Quand la défense, pilier de la justice, est réduite au rôle de figurant dans les cas de droits humains en Algérie

Depuis l’indépendance de l’Algérie, la justice a été systématiquement instrumentalisée par ceux qui ont pris le pouvoir par la force, afin d’éliminer leurs adversaires politiques. Les autorités successives, dépourvues de légitimité populaire, ont été contestées pour leur gestion du pays, ce qui a engendré des voix discordantes. Pour faire face à ces critiques, les autorités algériennes ont mis en place un dispositif juridique répressif, utilisé conjointement avec les services de sécurité pour arrêter, torturer et emprisonner tout opposant osant s’exprimer contre le pouvoir en place.

Le paysage des défenseurs des droits de l’homme en Algérie a été quasiment anéanti. Les individus engagés dans cette lutte sont soit emprisonnés, soit contraints à l’exil, laissant derrière eux une poignée d’avocats courageux pour défendre les libertés fondamentales. Les organisations non gouvernementales (ONG), comme la Ligue algérienne des droits de l’homme, ont été dissoutes par les autorités. Quant à la Commission des droits de l’homme, elle n’est qu’une création de façade, destinée à donner l’illusion à la communauté internationale que l’Algérie respecte ses engagements en matière de droits humains. Cependant, cette institution est vidée de sa substance, comme en témoigne son silence assourdissant face aux poursuites judiciaires contre douze avocats, dont cinq ont préféré garder l’anonymat par crainte de représailles, simplement pour avoir publié des posts sur Facebook.
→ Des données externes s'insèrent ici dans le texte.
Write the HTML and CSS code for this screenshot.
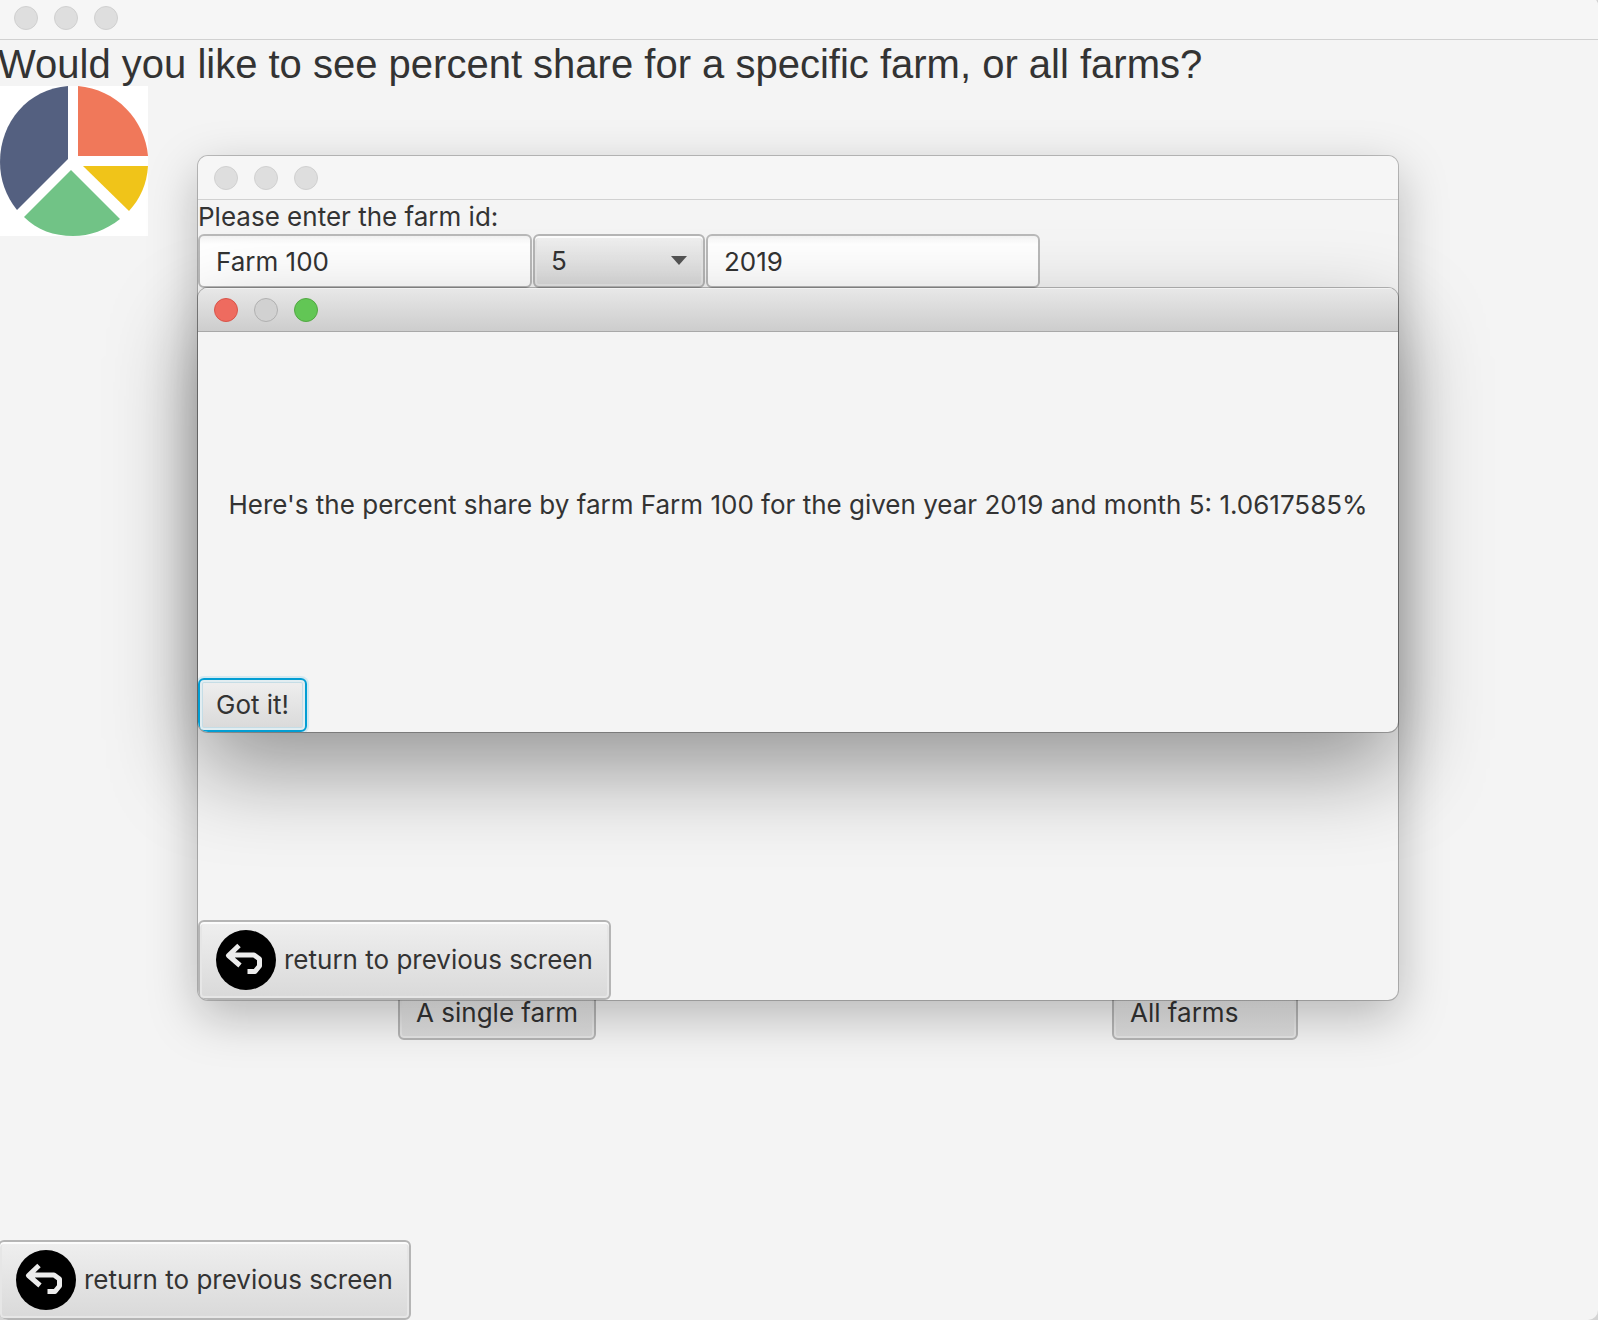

Dans les affaires touchant aux libertés individuelles ou collectives, les avocats sont tolérés, mais réduits au rôle de figurants dans une parodie de justice où le verdict est souvent dicté par le pouvoir en place. Leur rôle est minimisé, leurs arguments ignorés, et leurs preuves écartées, dans le seul but de maintenir l’apparence d’une justice fonctionnelle. Pourtant, si les avocats peuvent s’exprimer dans les tribunaux sans être écoutés, toute critique publique sur les réseaux sociaux est sévèrement réprimée. Les poursuites judiciaires peuvent aller jusqu’à des peines privatives de liberté, comme dans le cas de Raouf Arslan, en passant par des amendes, du harcèlement, des intimidations, des agressions physiques, des contrôles judiciaires, voire une interdiction de quitter le territoire algérien.
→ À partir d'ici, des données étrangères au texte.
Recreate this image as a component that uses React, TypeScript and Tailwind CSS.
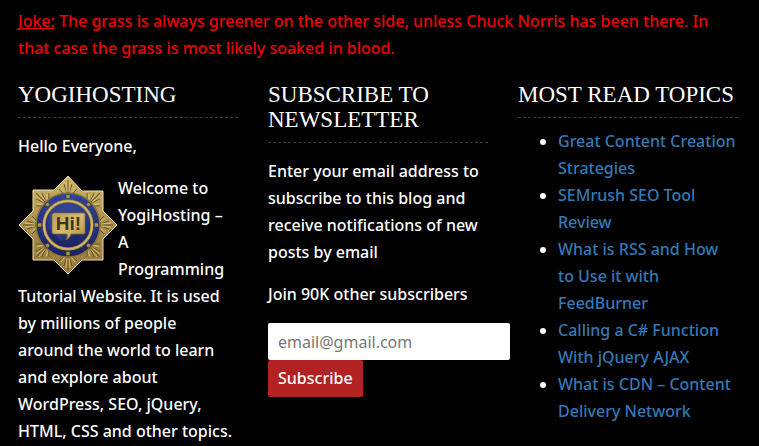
import type { ReactNode } from "react";

const topics = [
  ["Great Content Creation", "Strategies"],
  ["SEMrush SEO Tool", "Review"],
  ["What is RSS and How", "to Use it with", "FeedBurner"],
  ["Calling a C# Function", "With jQuery AJAX"],
  ["What is CDN – Content", "Delivery Network"],
];

const quarterTurns = [0, 90, 180, 270];
const eighthTurns = [0, 45, 90, 135, 180, 225, 270, 315];

function Badge() {
  return (
    <svg viewBox="0 0 100 100" className="float-left h-[100px] w-[100px]" role="img" aria-label="Hi badge">
      <defs>
        <linearGradient id="gold" x1="0" y1="0" x2="0" y2="1">
          <stop offset="0" stopColor="#cdb56a" />
          <stop offset="0.5" stopColor="#a88f4c" />
          <stop offset="1" stopColor="#94793a" />
        </linearGradient>
        <linearGradient id="blue" x1="0" y1="0" x2="0" y2="1">
          <stop offset="0" stopColor="#31439b" />
          <stop offset="1" stopColor="#19215f" />
        </linearGradient>
        <linearGradient id="plate" x1="0" y1="0" x2="1" y2="1">
          <stop offset="0" stopColor="#b99c4c" />
          <stop offset="0.5" stopColor="#d6bd72" />
          <stop offset="1" stopColor="#aa8b3b" />
        </linearGradient>
      </defs>
      <path
        d="M50 1 64 16H85V36L99 50 85 64V85H64L50 99 36 85H15V64L1 50 15 36V15H36Z"
        fill="url(#gold)"
        stroke="#eee0b0"
        strokeWidth="1"
      />
      {eighthTurns.map((angle) => (
        <g key={angle} transform={`rotate(${angle} 50 50)`} fill="none">
          <path d="M50 5V18M46 9 49 18M54 9 51 18M41 14 46 19M59 14 54 19" stroke="#6b5726" strokeWidth="1" />
          <path d="M48 7 49 17M52 7 51 17M43 13 47 18M57 13 53 18" stroke="#dcc679" strokeWidth="0.9" />
        </g>
      ))}
      <circle cx="50" cy="50" r="32" fill="url(#blue)" stroke="#8b7336" strokeWidth="1.5" />
      <path d="M30 35 50 25 70 35 61 42 50 31 40 41Z" fill="#4960b5" opacity="0.4" />
      {quarterTurns.map((angle) => (
        <g key={angle} transform={`rotate(${angle} 50 50)`} fill="#ad954f" stroke="#4c4430" strokeWidth="0.7">
          <rect x="48" y="19.5" width="4" height="4" rx="1" />
          <circle cx="70.5" cy="29.5" r="2" />
        </g>
      ))}
      <circle cx="50" cy="50" r="24" fill="url(#blue)" stroke="#8b7030" strokeWidth="3.4" />
      <circle cx="50" cy="50" r="24" fill="none" stroke="#cdb56c" strokeWidth="2.2" />
      <path d="M31 40 50 29 69 40 64 56 43 66 30 52Z" fill="#3b50a4" opacity="0.35" />
      <path
        d="M36 38H66Q67 38 67 39V58Q67 59 66 59H53Q52 63 48 65 50 62 49 59H36Q34 59 34 57V40Q34 38 36 38Z"
        fill="url(#plate)"
        stroke="#83682c"
        strokeWidth="0.8"
      />
      <text
        x="50.5"
        y="55"
        textAnchor="middle"
        fontFamily="'Liberation Sans', sans-serif"
        fontSize="19"
        fontWeight="700"
        fill="#40351b"
      >
        Hi!
      </text>
    </svg>
  );
}

function Lines({ lines }: { lines: string[] }) {
  return lines.map((line) => (
    <span key={line} className="block">
      {line}
    </span>
  ));
}

function Heading({ children }: { children: ReactNode }) {
  return (
    <h3 className="border-b border-dashed border-[#3b3b3b] pb-[10px] font-['Liberation_Serif',serif] text-[23px] leading-[25px] font-normal uppercase">
      {children}
    </h3>
  );
}

export default function App() {
  return (
    <footer className="min-h-screen bg-black pt-2 pr-[21px] pl-[18px] font-['Noto_Sans','Open_Sans',sans-serif] text-base leading-[27px] font-medium text-white">
      <p className="text-[#f00000]">
        <u>Joke:</u> The grass is always greener on the other side, unless Chuck Norris has been there. In
        <br />
        that case the grass is most likely soaked in blood.
      </p>
      <div className="mt-5 grid grid-cols-3 gap-[30px]">
        <section>
          <Heading>YogiHosting</Heading>
          <p className="mt-[15px]">Hello Everyone,</p>
          <div className="mt-[15px]">
            <Badge />
            <p>
              <Lines
                lines={[
                  "Welcome to",
                  "YogiHosting –",
                  "A",
                  "Programming",
                  "Tutorial Website. It is used",
                  "by millions of people",
                  "around the world to learn",
                  "and explore about",
                  "WordPress, SEO, jQuery,",
                  "HTML, CSS and other topics.",
                ]}
              />
            </p>
          </div>
        </section>
        <section>
          <Heading>Subscribe to Newsletter</Heading>
          <p className="mt-[15px]">Enter your email address to subscribe to this blog and receive notifications of new posts by email</p>
          <p className="mt-[15px]">Join 90K other subscribers</p>
          <form className="mt-[15px] flex flex-col items-start" onSubmit={(event) => event.preventDefault()}>
            <input
              type="email"
              aria-label="Email address"
              placeholder="email@gmail.com"
              className="h-[37px] w-[110%] rounded-xs bg-white px-[10px] font-normal text-black placeholder:text-[#777777]"
            />
            <button type="submit" className="h-[37px] rounded-xs bg-[#b22222] px-[10px]">
              Subscribe
            </button>
          </form>
        </section>
        <section>
          <Heading>Most Read Topics</Heading>
          <ul className="mt-[10px] list-disc pl-10">
            {topics.map((lines) => (
              <li key={lines[0]}>
                <a href="#" className="block text-[#337ab7]">
                  <Lines lines={lines} />
                </a>
              </li>
            ))}
          </ul>
        </section>
      </div>
    </footer>
  );
}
Le plus troublant est que certaines agressions ont lieu au sein même des tribunaux, comme dans le cas de Maître Sofiane Ouali, avocat de Mira Mokhnache, sans que des mesures punitives ne soient prises contre les responsables. Ces actes, délibérément orchestrés, s’inscrivent dans une politique répressive visant à museler toute voix discordante. Le silence des instances onusiennes est perçu comme un encouragement à cette politique, laissant les avocats seuls, démunis et livrés à leur sort. Cette situation pousse certains à ne pas dénoncer publiquement ces pratiques, par crainte de voir les représailles s’amplifier.

En conséquence, le nombre d’avocats dédiés à la défense des droits humains a chuté de plus de 274 à moins de 40, alors que les poursuites judiciaires pour des motifs liés aux libertés individuelles et collectives ne cessent d’augmenter depuis le début du Hirak en 2019. Selon HAQQI, le nombre de détenus d’opinion dépasse les 300, bien que les statistiques précises manquent en raison des risques encourus par ceux qui tentent de les compiler et aux personnes poursuivies qui préfèrent garder l’anonymat dans l’espoir d’obtenir la clémence de l’administration et de voir abandonner les poursuites. Les autorités algériennes ont bien compris que l’absence de statistiques officielles permet d’éviter les critiques, mais surtout de minimiser le problème voire de les présenter comme des marginaux, alors que les prisons sont bondées de détenus.

Face à cette situation alarmante, il est impératif que les rapporteurs de la justice du Haut-Commissariat des droits de l’homme se penchent sur le cas de l’Algérie. La situation des libertés dans le pays ne s’est pas améliorée ; au contraire, elle s’est détériorée, comme en témoignent tous les indicateurs qui virent au rouge. Il est crucial que les rapporteurs rappellent aux autorités algériennes leurs obligations découlant des conventions et traités relatifs aux droits humains qu’elles ont signés et adoptés.

L’Algérie ne pourra prétendre à une véritable justice que lorsque la défense, pilier essentiel de tout système judiciaire, cessera d’être réduite à un rôle de figurant. Il est temps que la communauté internationale exige des comptes et que les voix des défenseurs des droits humains soient entendues et protégées.